A financial regulation service wouldn’t just look for a wide range of applicants; it would also give them continuing advanced training. A financial regulation institute, taking another page from the Foreign Service playbook, would offer specialized courses for financial regulation officers from all agencies.
New regulators would get initial training on core subjects and common administrative procedures like handling tips. The courses would last days or weeks, not hours, and would be arranged as part of a long-term development program for each career track. There would also be specialized management training and courses on staff assessment skills, similar to the kind the military offers for rising officers at war and staff colleges.

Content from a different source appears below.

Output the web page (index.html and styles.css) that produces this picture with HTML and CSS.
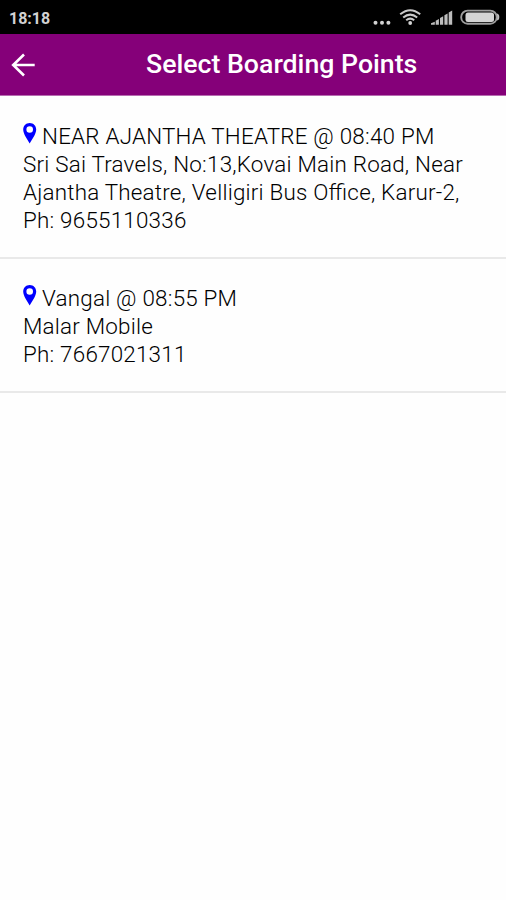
FILE: index.html
```html
<!DOCTYPE html>
<html lang="en">
<head>
<meta charset="utf-8">
<title>Select Boarding Points</title>
<link rel="stylesheet" href="styles.css">
</head>
<body>
<div class="status">
  <span class="clock">18:18</span>
  <svg class="status-icons" width="130" height="24" viewBox="0 0 130 24">
    <g fill="#d2d2d2">
      <circle cx="5.5" cy="17.8" r="2"/><circle cx="12" cy="17.8" r="2"/><circle cx="18.400" cy="17.800" r="2"/>
      <circle cx="40.200" cy="18" r="1.900"/>
    </g>
    <g fill="none" stroke="#cacaca" stroke-width="2">
      <path d="M30.200 9.300Q40.200 1.200 50.200 9.300"/><path d="M33.200 12.500Q40.200 6.700 47.200 12.500"/><path d="M36.200 15.300Q40.200 12 44.200 15.300"/>
    </g>
    <g fill="#bdbdbd">
      <path d="M61 19.700v-1.400l3.800-1.600v3zM65.700 19.700v-4l3.200-1.600v5.600zM70 19.700v-6.700l3.200-1.700v8.400zM74.400 19.700v-9.500l3.200-1.700v11.200zM78.700 19.700V7.600l3.500-2v14.100z"/>
      <path d="M126.500 8.500q2.800 0 2.800 3.500t-2.800 3.500z"/>
    </g>
    <rect x="91.200" y="5.600" width="35.500" height="13.200" rx="6.400" fill="none" stroke="#9c9c9c" stroke-width="1.900"/>
    <rect x="95.500" y="7.500" width="28.500" height="9.400" rx="2.500" fill="#d4d4d4"/>
  </svg>
</div>
<header class="appbar">
  <svg class="back" width="24" height="24" viewBox="0 0 24 24"><path d="M13 1.500L2.200 12 13 22.500M2.500 12h21.200" fill="none" stroke="#fff" stroke-width="2.600"/></svg>
  <h1 class="title">Select Boarding Points</h1>
</header>
<main>
  <section class="point">
    <div class="name"><svg class="pin" width="14" height="21" viewBox="0 0 14 21"><path fill="#00f" fill-rule="evenodd" d="M6.700 0C2.900 0 .2 2.900.2 6.500c0 4.800 4.300 9.800 6.500 14 2.200-4.200 6.500-9.200 6.500-14C13.200 2.900 10.500 0 6.700 0zm0 3.200a3.300 3.300 0 1 1 0 6.600 3.300 3.300 0 0 1 0-6.600z"/></svg><span>NEAR AJANTHA THEATRE @ 08:40 PM</span></div>
    <div>Sri Sai Travels, No:13,Kovai Main Road, Near</div>
    <div>Ajantha Theatre, Velligiri Bus Office, Karur-2,</div>
    <div>Ph: 9655110336</div>
  </section>
  <section class="point">
    <div class="name"><svg class="pin" width="14" height="21" viewBox="0 0 14 21"><path fill="#00f" fill-rule="evenodd" d="M6.700 0C2.900 0 .2 2.900.2 6.500c0 4.800 4.300 9.800 6.500 14 2.200-4.200 6.500-9.200 6.500-14C13.200 2.900 10.500 0 6.700 0zm0 3.200a3.300 3.300 0 1 1 0 6.600 3.300 3.300 0 0 1 0-6.600z"/></svg><span>Vangal @ 08:55 PM</span></div>
    <div>Malar Mobile</div>
    <div>Ph: 7667021311</div>
  </section>
</main>
</body>
</html>
```
FILE: styles.css
```css
* { box-sizing: border-box; }
body { margin: 0; background: #fefefe; color: #000; font-family: Roboto, "Liberation Sans", sans-serif; }
.status { height: 34px; background: #000; display: flex; justify-content: space-between; padding: 5px 6px 0 9px; }
.clock { color: #d2d2d2; font-size: 16px; font-weight: 700; line-height: 27px; }
.status-icons { display: block; }
.appbar { height: 62px; background: #850079; border-bottom: 1px solid #b66bb0; display: flex; align-items: center; padding-left: 11px; }
.back { flex: none; margin-top: 1px; }
.title { margin: 0 0 0 111px; color: #fff; font-size: 26.700px; font-weight: 500; line-height: 31px; white-space: nowrap; }
.point { padding: 26px 23px 23px; border-bottom: 2px solid #e9e9e9; font-size: 22.400px; font-weight: 300; line-height: 28px; letter-spacing: .22px; font-feature-settings: "liga"; white-space: nowrap; }
.point + .point { padding: 25px 23px 23px; }
.name { display: flex; }
.pin { flex: none; margin: 1px 5px 0 0; }
```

An important benefit of similar federal training institutes has been the establishment of lasting ties among attendees, as well as the cross-pollination of experience among colleagues from different agencies. Such relationships help break down bureaucratic silos, within and among agencies — a key problem in the failure to uncover the Bernard Madoff Ponzi scheme.
A financial regulation service and associated institute would be neither radical nor prohibitively costly compared to the new agencies and other proposals already being considered. And they would be a lot cheaper than another financial crisis.
Scott McCleskey is the New York managing editor at a financial services information firm and the author of “When Free Markets Fail: Saving the Market When It Can’t Save Itself.”